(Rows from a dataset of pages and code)
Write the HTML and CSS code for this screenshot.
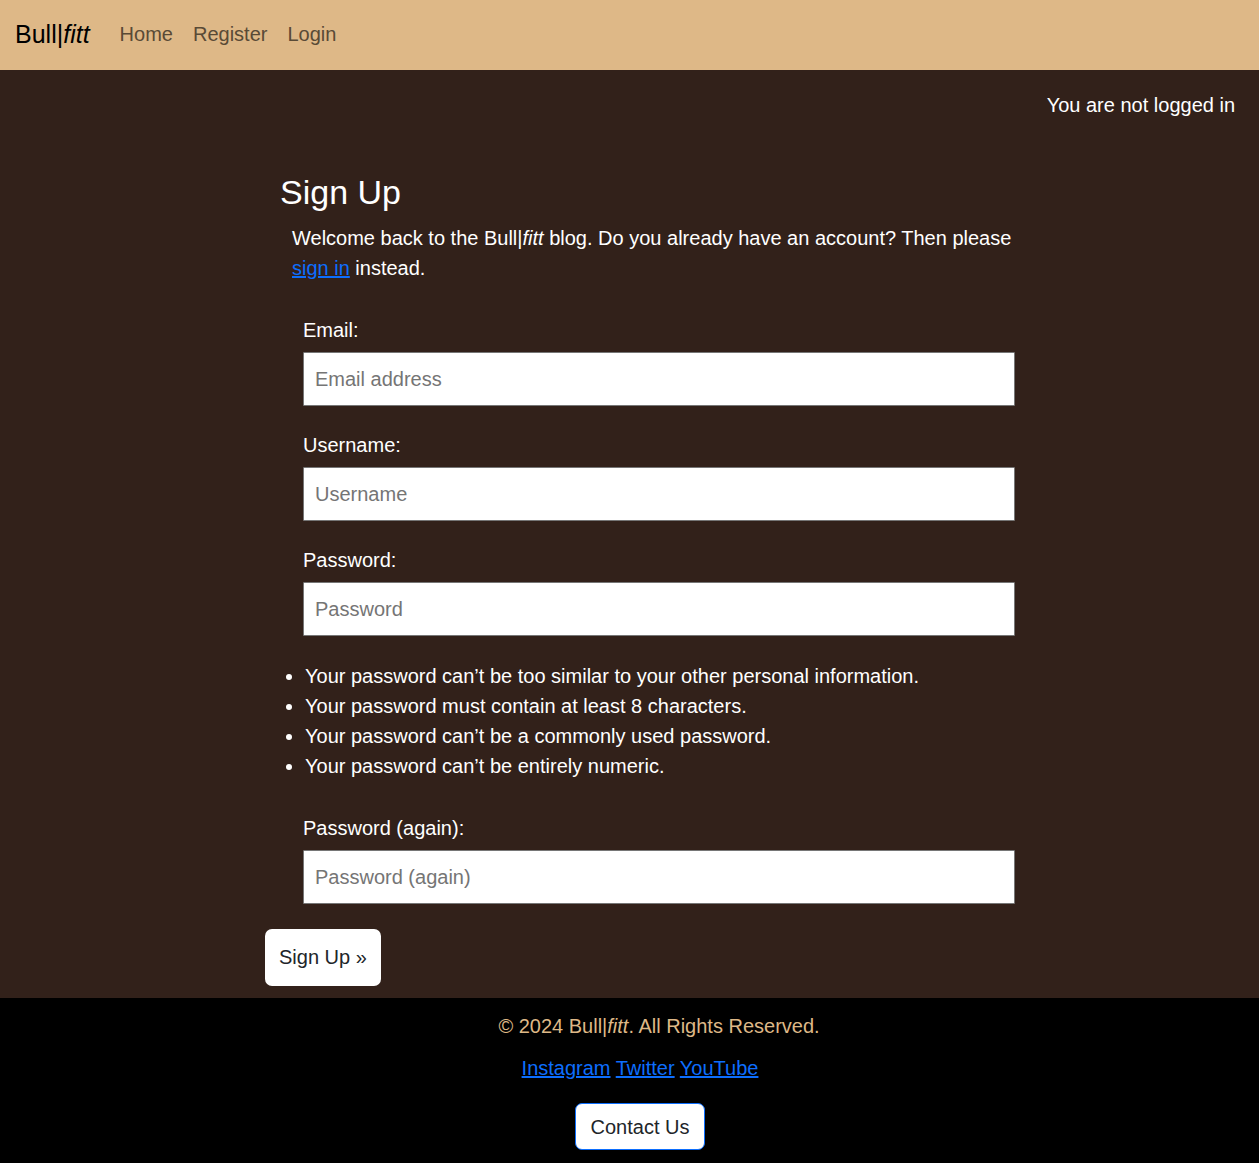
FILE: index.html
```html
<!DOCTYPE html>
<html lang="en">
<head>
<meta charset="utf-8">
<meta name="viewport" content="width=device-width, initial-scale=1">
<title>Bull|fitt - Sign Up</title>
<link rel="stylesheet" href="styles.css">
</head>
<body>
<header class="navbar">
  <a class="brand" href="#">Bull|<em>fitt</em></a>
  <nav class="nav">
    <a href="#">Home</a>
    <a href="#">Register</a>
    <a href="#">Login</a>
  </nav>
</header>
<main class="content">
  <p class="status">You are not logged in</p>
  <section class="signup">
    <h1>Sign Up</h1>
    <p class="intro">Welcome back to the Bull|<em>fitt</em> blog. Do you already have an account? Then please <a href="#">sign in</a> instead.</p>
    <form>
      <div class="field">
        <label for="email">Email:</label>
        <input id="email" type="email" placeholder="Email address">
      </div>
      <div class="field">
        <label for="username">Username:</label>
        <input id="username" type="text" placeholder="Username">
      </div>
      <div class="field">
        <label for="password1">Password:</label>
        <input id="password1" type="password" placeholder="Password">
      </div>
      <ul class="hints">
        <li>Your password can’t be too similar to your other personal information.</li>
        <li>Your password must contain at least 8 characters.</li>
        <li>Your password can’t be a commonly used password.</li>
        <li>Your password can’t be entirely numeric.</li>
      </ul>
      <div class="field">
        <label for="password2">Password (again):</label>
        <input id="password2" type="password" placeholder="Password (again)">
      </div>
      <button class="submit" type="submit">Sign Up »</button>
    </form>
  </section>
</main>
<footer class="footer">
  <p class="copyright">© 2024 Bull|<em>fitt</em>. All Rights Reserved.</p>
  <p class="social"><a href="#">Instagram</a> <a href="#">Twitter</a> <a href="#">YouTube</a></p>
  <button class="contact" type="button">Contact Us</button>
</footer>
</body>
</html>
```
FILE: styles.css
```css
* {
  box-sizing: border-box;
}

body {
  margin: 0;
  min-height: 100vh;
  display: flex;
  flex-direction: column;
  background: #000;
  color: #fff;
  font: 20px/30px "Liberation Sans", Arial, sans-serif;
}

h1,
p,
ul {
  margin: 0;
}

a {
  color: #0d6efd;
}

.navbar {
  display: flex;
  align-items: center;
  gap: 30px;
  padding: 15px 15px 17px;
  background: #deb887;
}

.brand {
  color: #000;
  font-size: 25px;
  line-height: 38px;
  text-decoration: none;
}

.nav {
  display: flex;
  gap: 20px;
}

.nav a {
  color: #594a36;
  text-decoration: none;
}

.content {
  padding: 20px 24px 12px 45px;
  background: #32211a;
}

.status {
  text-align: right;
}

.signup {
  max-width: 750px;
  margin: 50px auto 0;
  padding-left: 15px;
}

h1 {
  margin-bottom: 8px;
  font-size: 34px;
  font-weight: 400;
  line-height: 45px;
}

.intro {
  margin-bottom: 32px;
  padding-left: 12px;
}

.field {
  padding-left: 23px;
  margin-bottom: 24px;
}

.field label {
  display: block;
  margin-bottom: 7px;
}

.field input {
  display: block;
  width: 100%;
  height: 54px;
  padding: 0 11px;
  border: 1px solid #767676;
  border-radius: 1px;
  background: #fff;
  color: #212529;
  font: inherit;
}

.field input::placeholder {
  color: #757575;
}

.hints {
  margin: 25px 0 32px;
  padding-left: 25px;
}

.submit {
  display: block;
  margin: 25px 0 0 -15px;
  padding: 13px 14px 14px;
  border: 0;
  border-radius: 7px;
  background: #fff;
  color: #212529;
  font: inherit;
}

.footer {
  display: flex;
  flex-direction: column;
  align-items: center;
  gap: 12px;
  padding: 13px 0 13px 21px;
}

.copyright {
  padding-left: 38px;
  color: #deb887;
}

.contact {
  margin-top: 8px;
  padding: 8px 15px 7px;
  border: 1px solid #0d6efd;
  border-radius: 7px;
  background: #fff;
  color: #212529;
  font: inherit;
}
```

...

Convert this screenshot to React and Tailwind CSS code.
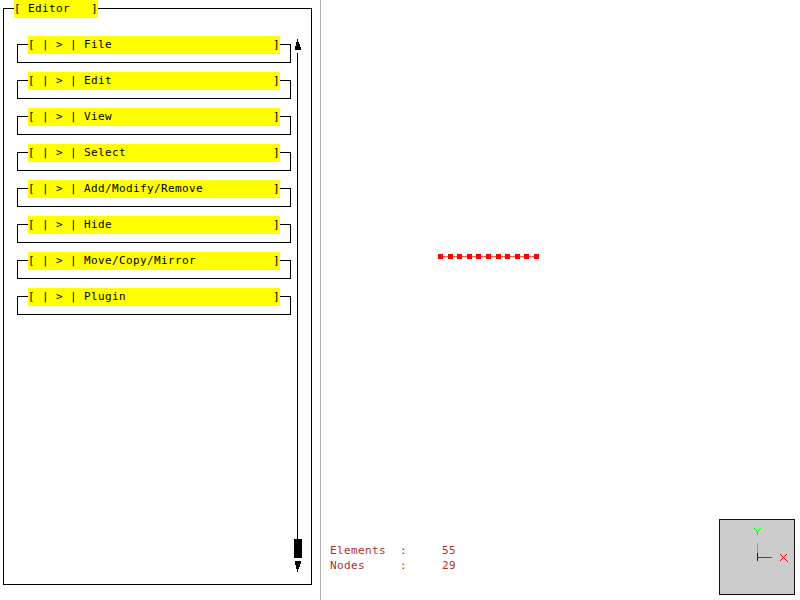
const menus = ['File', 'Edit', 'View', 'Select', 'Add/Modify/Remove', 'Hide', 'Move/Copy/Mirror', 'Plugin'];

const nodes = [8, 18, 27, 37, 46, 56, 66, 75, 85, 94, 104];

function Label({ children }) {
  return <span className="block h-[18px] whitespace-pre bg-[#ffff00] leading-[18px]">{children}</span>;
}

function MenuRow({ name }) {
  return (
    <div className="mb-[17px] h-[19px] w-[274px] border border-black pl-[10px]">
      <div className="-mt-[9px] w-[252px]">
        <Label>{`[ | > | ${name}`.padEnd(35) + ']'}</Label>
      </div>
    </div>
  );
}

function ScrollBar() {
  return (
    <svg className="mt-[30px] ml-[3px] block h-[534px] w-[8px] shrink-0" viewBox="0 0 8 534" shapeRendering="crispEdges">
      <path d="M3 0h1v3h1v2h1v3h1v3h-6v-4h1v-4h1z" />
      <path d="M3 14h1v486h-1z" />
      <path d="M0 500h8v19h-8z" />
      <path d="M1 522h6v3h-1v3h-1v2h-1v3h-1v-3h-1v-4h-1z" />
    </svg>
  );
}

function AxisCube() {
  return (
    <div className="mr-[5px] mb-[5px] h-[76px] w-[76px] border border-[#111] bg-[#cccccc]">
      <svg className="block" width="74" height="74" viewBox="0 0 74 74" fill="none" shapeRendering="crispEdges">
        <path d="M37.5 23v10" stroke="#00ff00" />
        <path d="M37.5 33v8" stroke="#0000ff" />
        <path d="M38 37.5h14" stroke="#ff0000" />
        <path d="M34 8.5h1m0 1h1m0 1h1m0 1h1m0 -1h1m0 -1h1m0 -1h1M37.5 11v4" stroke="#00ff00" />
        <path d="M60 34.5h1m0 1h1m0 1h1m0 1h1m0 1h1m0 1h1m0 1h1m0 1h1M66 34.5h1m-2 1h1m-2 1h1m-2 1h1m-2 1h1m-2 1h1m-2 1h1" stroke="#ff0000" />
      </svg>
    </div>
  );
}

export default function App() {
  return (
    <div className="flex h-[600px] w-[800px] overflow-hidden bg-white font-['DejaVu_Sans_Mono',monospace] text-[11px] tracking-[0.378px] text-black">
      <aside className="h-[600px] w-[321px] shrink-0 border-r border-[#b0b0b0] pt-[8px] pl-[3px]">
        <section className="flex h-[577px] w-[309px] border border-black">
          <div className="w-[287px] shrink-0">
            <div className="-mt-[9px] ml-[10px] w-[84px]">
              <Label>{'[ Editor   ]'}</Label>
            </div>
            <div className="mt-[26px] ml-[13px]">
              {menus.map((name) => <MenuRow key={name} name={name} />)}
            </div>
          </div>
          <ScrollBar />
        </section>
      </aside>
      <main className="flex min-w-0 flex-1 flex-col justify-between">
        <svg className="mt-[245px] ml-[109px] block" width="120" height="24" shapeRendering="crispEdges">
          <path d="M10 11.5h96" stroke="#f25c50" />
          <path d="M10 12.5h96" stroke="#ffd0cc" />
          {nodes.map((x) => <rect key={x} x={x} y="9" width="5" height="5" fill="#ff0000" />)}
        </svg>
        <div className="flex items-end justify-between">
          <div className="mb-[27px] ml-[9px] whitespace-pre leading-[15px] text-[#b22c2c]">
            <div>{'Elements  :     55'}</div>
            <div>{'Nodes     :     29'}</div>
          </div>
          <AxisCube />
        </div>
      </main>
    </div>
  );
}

REQUIREMENT -> What is the number of lines in the data that hold the word "screenshot"? Reply with that number and nothing else.

REPLY TO THE EXERCISE -> 2